Verifying Health Metrics

Metrics are important for the server, NMIS would use Reachability, Availability and Health to represent the network.
Reachability being the pingability of device,
Availability being (in the context of network gear) the interfaces which should be up, being up or not, e.g. interfaces which are "no shutdown" (ifAdminStatus = up) should be up, so a device with 10 interfaces of ifAdminStatus = up and ifOperStatus = up for 9 interfaces, the device would be 90% available.
Health is a composite metric, made up of many things depending on the device, router, CPU, memory. Something interesting here is that part of the health is made up of an inverse of interface utilisation, so an interface which has no utilisation will have a high health component, an interface which is highly utilised will reduce that metric. So the health is a reflection of load on the device, and will be very dynamic.
The overall metric of a device is a composite metric made up of weighted values of the other metrics being collected.

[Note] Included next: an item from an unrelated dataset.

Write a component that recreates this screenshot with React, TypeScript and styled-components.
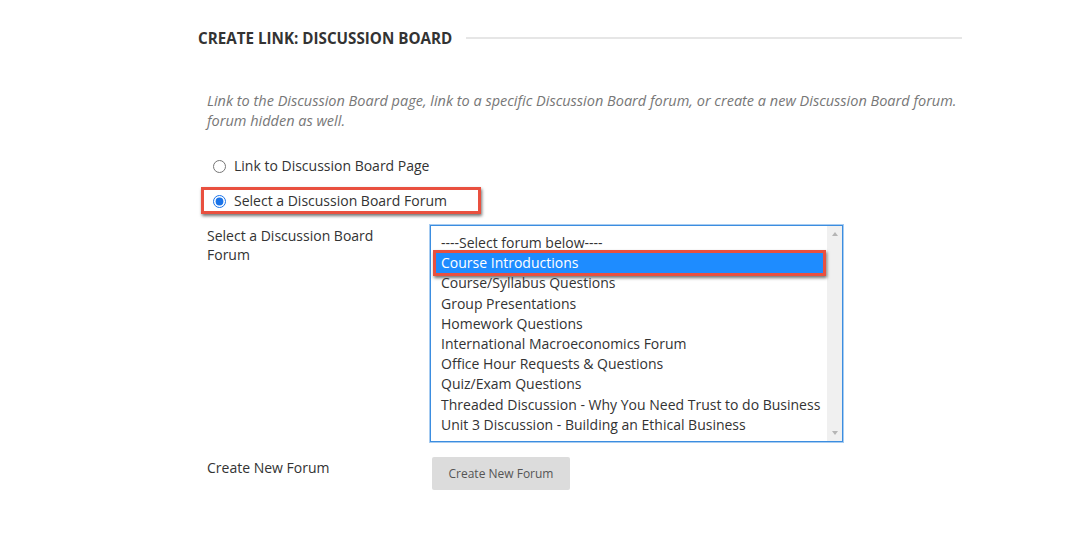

The formula for this is based is configurable, so you can have weight Reachability to be higher than it currently is, or lower, your choice.

...

Viewing the graphs referring to the network performance as (Response Time in milliseconds, IP Utilization, TCP Connection, TCP Segments) will help us to identify the behavior of the server/network in a period of 2 days, we can modify this period time to see more data if needed.

Device configuration.

It is important to validate if the problem occurs in the network or is something related to the device configuration, in order to identify what's happening we need to validate the next commands from the console server.

...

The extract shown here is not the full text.